Partiendo de esta premisa inevitable, Calvo Serraller se encomienda la tarea de revelar ciertas afinidades y temas de la pintura española que, a la postre, la han configurado como un arte singular y plenamente identificable dentro de la tradición europea. Dichos temas podrían ser los bodegones, los retratos infantiles, el tratamiento de la mujer, la vasta angeleología del Barroco, los crucificados, los monjes, la teratología (enanos y bufones de Corte), la domesticidad, el paisaje, la ausencia de desnudos y otros motivos afines. Como se advierte, buena parte de tales temas obtienen su singularidad del diferente camino que la religión tomó tras la Reforma de Lutero y el Concilio de Trento. Así, si la Protesta adoptó una postura iconoclasta, que a la larga propiciaría la gran pintura holandesa del XVII, el catolicismo trentino insistió en la representación del martirio y las escenas sagradas, como forma de esparcir eficazmente, plásticamente, la semilla de la fe de Roma. Que esta divergencia doctrinal sea el origen del secular olvido en que cayó España y lo español queda, no obstante, menos claro. Habría que sumarle a tales cuestiones la emergencia de nuevos imperios (éstos sí civilizados, según Clark), que apartarían a España de la carrera por la industrialización y las economías de escala. Sea como fuere, es en ese orillamiento del XVIII y el XIX donde se agrava la singularidad de la pintura española.
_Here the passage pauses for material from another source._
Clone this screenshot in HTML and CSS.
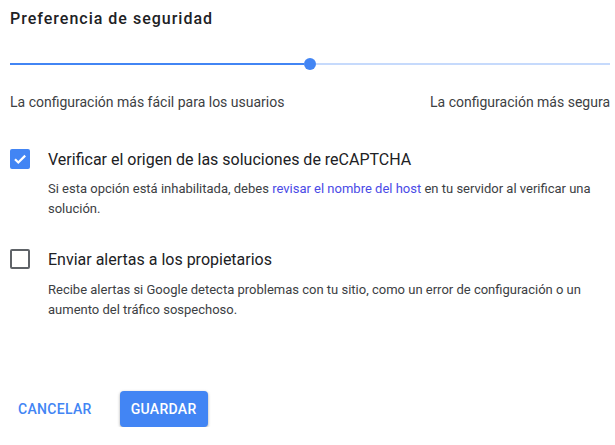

Y es ese mismo olvido, más la supuesta pervivencia de unas costumbres arcaicas, el que a la vuelta suscitará el interés de una Europa sumida en el spleen baudeleriano y el comfort londinense.

¿Qué ocurre, sin embargo, con la pintura española después de Goya? ¿Hay una pintura española como tal? ¿Puede catalogarse a Picasso como pintor español, netamente reconocible? La segunda parte de este ensayo viene dedicada a mostrar, no sólo la continuidad de la tradición hispánica en la obra de Picasso, sino el numeroso cuerpo de influencias, desde Ingres y Puvis de Chavannes a la pintura de El Greco, que le permitieron abordar una de las empresas más formidables y proteicas del siglo XX. Así, lo distintivo de Picasso no es tanto su españolidad (indudable, en cualquier caso), como la revitalización, el abierto diálogo que mantuvo con la pintura y el arte, tanto europeo como primitivo, y cuya asimilación fundamenta una obra que es, a un tiempo, expresión vanguardista e Historia del Arte. En este sentido, el rasgo más español de Picasso sea ese mismo que se patentiza ya en Velázquez y Goya: cierta humanidad desgarrada y exánime; la proximidad, a veces monstruosa, a veces trémula y desguarecida, de lo humano.